→ Exercise details: Restate the material word for word and leave out anything that is a picture.

→ Provided material:
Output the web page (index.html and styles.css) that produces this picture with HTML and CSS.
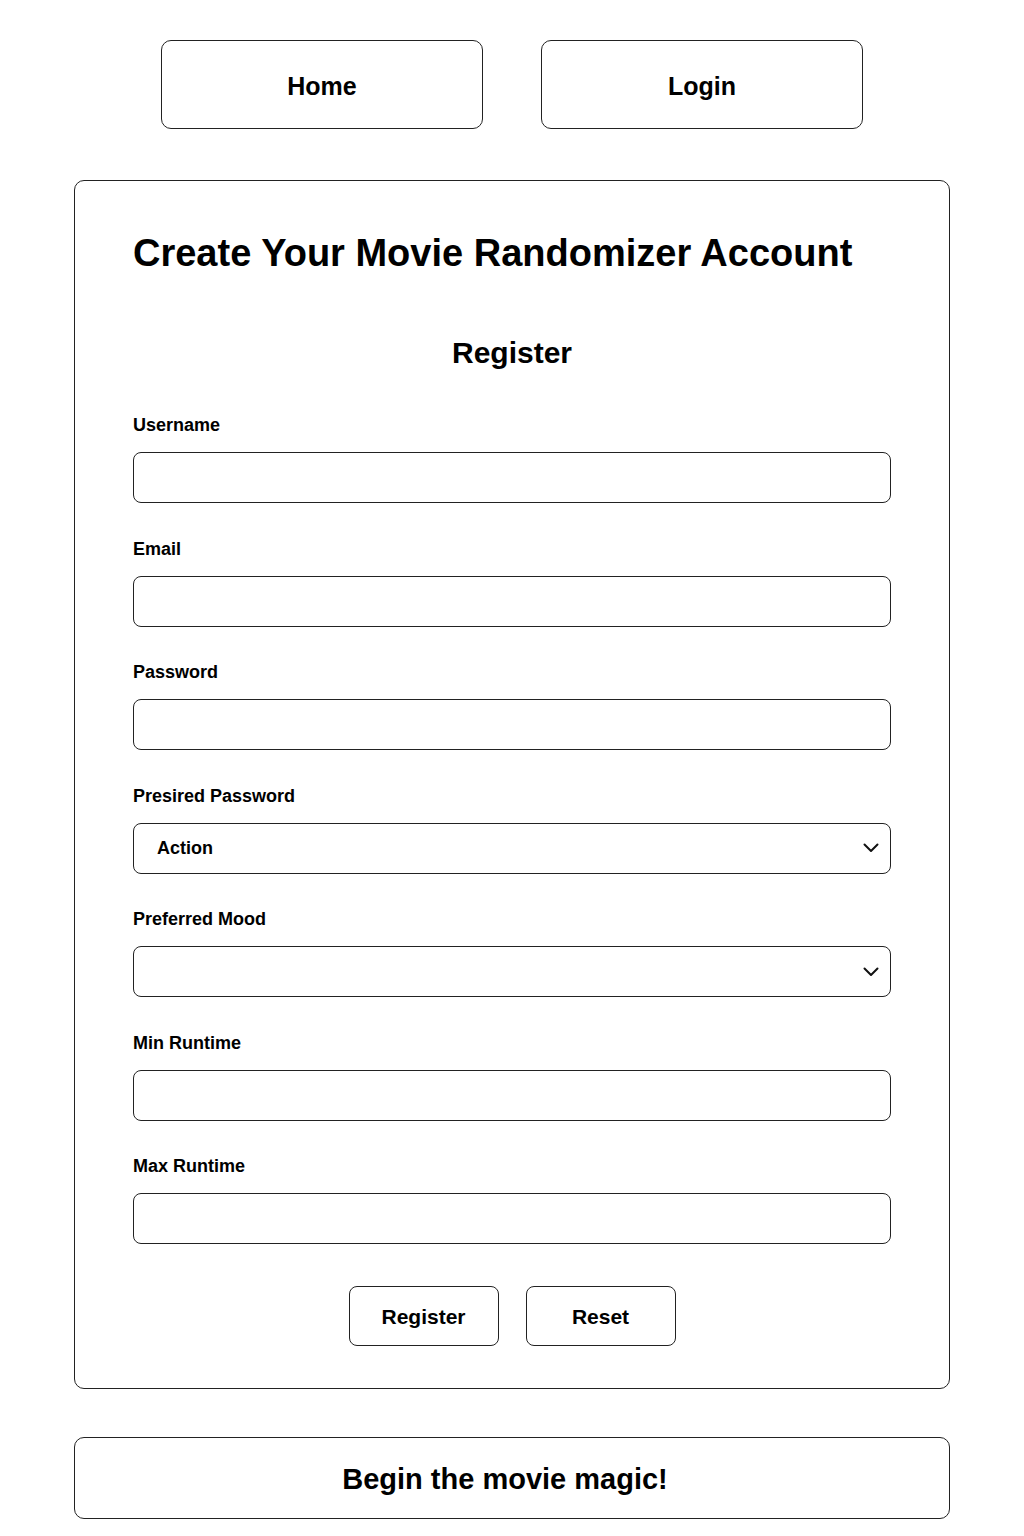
FILE: index.html
```html
<!DOCTYPE html>
<html lang="en">
<head>
<meta charset="utf-8">
<title>Register</title>
<link rel="stylesheet" href="styles.css">
</head>
<body>
  <nav class="nav">
    <a class="nav-btn" href="#">Home</a>
    <a class="nav-btn" href="#">Login</a>
  </nav>

  <main class="card">
    <h1 class="title">Create Your Movie Randomizer Account</h1>
    <h2 class="subtitle">Register</h2>
    <form class="form">
      <div class="field">
        <label class="label">Username</label>
        <div class="input"></div>
      </div>
      <div class="field">
        <label class="label">Email</label>
        <div class="input"></div>
      </div>
      <div class="field">
        <label class="label">Password</label>
        <div class="input"></div>
      </div>
      <div class="field">
        <label class="label">Presired Password</label>
        <div class="input select">
          <span class="select-value">Action</span>
          <svg class="chevron" width="16" height="10" viewBox="0 0 16 10"><path d="M1.5 1.5 L8 8 L14.5 1.5" fill="none" stroke="#111" stroke-width="2" stroke-linecap="round" stroke-linejoin="round"/></svg>
        </div>
      </div>
      <div class="field">
        <label class="label">Preferred Mood</label>
        <div class="input select">
          <span class="select-value"></span>
          <svg class="chevron" width="16" height="10" viewBox="0 0 16 10"><path d="M1.5 1.5 L8 8 L14.5 1.5" fill="none" stroke="#111" stroke-width="2" stroke-linecap="round" stroke-linejoin="round"/></svg>
        </div>
      </div>
      <div class="field">
        <label class="label">Min Runtime</label>
        <div class="input"></div>
      </div>
      <div class="field">
        <label class="label">Max Runtime</label>
        <div class="input"></div>
      </div>
      <div class="actions">
        <button type="button" class="btn">Register</button>
        <button type="button" class="btn">Reset</button>
      </div>
    </form>
  </main>

  <footer class="footer">Begin the movie magic!</footer>
</body>
</html>
```

FILE: styles.css
```css
* { box-sizing: border-box; }

html, body {
  margin: 0;
  padding: 0;
  background: #fff;
}

body {
  font-family: "Liberation Sans", Arial, sans-serif;
  color: #000;
  padding-top: 40px;
  padding-bottom: 17px;
}

.nav {
  display: flex;
  justify-content: center;
  gap: 58px;
}

.nav-btn {
  width: 322px;
  height: 89px;
  border: 1px solid #222;
  border-radius: 10px;
  display: flex;
  align-items: center;
  justify-content: center;
  padding-top: 3px;
  font-size: 25px;
  font-weight: 700;
  color: #000;
  text-decoration: none;
}

.card {
  width: 876px;
  margin: 51px auto 0;
  border: 1px solid #222;
  border-radius: 10px;
  padding: 50px 58px 42px;
}

.title {
  margin: 0;
  font-size: 38px;
  line-height: 44px;
  font-weight: 700;
}

.subtitle {
  margin: 60px 0 0;
  font-size: 30px;
  line-height: 36px;
  font-weight: 700;
  text-align: center;
}

.form {
  margin-top: 43px;
}

.field {
  margin-bottom: 34.5px;
}

.label {
  display: block;
  font-size: 18px;
  line-height: 22px;
  font-weight: 700;
  margin-bottom: 16px;
}

.input {
  height: 51px;
  border: 1px solid #222;
  border-radius: 8px;
  background: #fff;
}

.select {
  display: flex;
  align-items: center;
  justify-content: space-between;
  padding: 0 11px 0 23px;
}

.select-value {
  font-size: 18px;
  font-weight: 700;
}

.actions {
  display: flex;
  justify-content: center;
  gap: 27px;
  margin-top: 42px;
}

.field:last-of-type {
  margin-bottom: 0;
}

.btn {
  width: 150px;
  height: 60px;
  border: 1px solid #222;
  border-radius: 8px;
  background: #fff;
  font-family: "Liberation Sans", Arial, sans-serif;
  font-size: 21px;
  font-weight: 700;
  color: #000;
  padding-top: 3px;
}

.footer {
  width: 876px;
  height: 82px;
  margin: 48px auto 0;
  border: 1px solid #222;
  border-radius: 10px;
  display: flex;
  align-items: center;
  justify-content: center;
  font-size: 29px;
  font-weight: 700;
  padding-right: 14px;
  padding-top: 2px;
}
```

→ Task solution:
Output the web page (index.html and styles.css) that produces this picture with HTML and CSS.
FILE: index.html
```html
<!DOCTYPE html>
<html lang="en">
<head>
<meta charset="utf-8">
<title>Register</title>
<link rel="stylesheet" href="styles.css">
</head>
<body>
  <nav class="nav">
    <a class="nav-btn" href="#">Home</a>
    <a class="nav-btn" href="#">Login</a>
  </nav>

  <main class="card">
    <h1 class="title">Create Your Movie Randomizer Account</h1>
    <h2 class="subtitle">Register</h2>
    <form class="form">
      <div class="field">
        <label class="label">Username</label>
        <div class="input"></div>
      </div>
      <div class="field">
        <label class="label">Email</label>
        <div class="input"></div>
      </div>
      <div class="field">
        <label class="label">Password</label>
        <div class="input"></div>
      </div>
      <div class="field">
        <label class="label">Presired Password</label>
        <div class="input select">
          <span class="select-value">Action</span>
          <svg class="chevron" width="16" height="10" viewBox="0 0 16 10"><path d="M1.5 1.5 L8 8 L14.5 1.5" fill="none" stroke="#111" stroke-width="2" stroke-linecap="round" stroke-linejoin="round"/></svg>
        </div>
      </div>
      <div class="field">
        <label class="label">Preferred Mood</label>
        <div class="input select">
          <span class="select-value"></span>
          <svg class="chevron" width="16" height="10" viewBox="0 0 16 10"><path d="M1.5 1.5 L8 8 L14.5 1.5" fill="none" stroke="#111" stroke-width="2" stroke-linecap="round" stroke-linejoin="round"/></svg>
        </div>
      </div>
      <div class="field">
        <label class="label">Min Runtime</label>
        <div class="input"></div>
      </div>
      <div class="field">
        <label class="label">Max Runtime</label>
        <div class="input"></div>
      </div>
      <div class="actions">
        <button type="button" class="btn">Register</button>
        <button type="button" class="btn">Reset</button>
      </div>
    </form>
  </main>

  <footer class="footer">Begin the movie magic!</footer>
</body>
</html>
```

FILE: styles.css
```css
* { box-sizing: border-box; }

html, body {
  margin: 0;
  padding: 0;
  background: #fff;
}

body {
  font-family: "Liberation Sans", Arial, sans-serif;
  color: #000;
  padding-top: 40px;
  padding-bottom: 17px;
}

.nav {
  display: flex;
  justify-content: center;
  gap: 58px;
}

.nav-btn {
  width: 322px;
  height: 89px;
  border: 1px solid #222;
  border-radius: 10px;
  display: flex;
  align-items: center;
  justify-content: center;
  padding-top: 3px;
  font-size: 25px;
  font-weight: 700;
  color: #000;
  text-decoration: none;
}

.card {
  width: 876px;
  margin: 51px auto 0;
  border: 1px solid #222;
  border-radius: 10px;
  padding: 50px 58px 42px;
}

.title {
  margin: 0;
  font-size: 38px;
  line-height: 44px;
  font-weight: 700;
}

.subtitle {
  margin: 60px 0 0;
  font-size: 30px;
  line-height: 36px;
  font-weight: 700;
  text-align: center;
}

.form {
  margin-top: 43px;
}

.field {
  margin-bottom: 34.5px;
}

.label {
  display: block;
  font-size: 18px;
  line-height: 22px;
  font-weight: 700;
  margin-bottom: 16px;
}

.input {
  height: 51px;
  border: 1px solid #222;
  border-radius: 8px;
  background: #fff;
}

.select {
  display: flex;
  align-items: center;
  justify-content: space-between;
  padding: 0 11px 0 23px;
}

.select-value {
  font-size: 18px;
  font-weight: 700;
}

.actions {
  display: flex;
  justify-content: center;
  gap: 27px;
  margin-top: 42px;
}

.field:last-of-type {
  margin-bottom: 0;
}

.btn {
  width: 150px;
  height: 60px;
  border: 1px solid #222;
  border-radius: 8px;
  background: #fff;
  font-family: "Liberation Sans", Arial, sans-serif;
  font-size: 21px;
  font-weight: 700;
  color: #000;
  padding-top: 3px;
}

.footer {
  width: 876px;
  height: 82px;
  margin: 48px auto 0;
  border: 1px solid #222;
  border-radius: 10px;
  display: flex;
  align-items: center;
  justify-content: center;
  font-size: 29px;
  font-weight: 700;
  padding-right: 14px;
  padding-top: 2px;
}
```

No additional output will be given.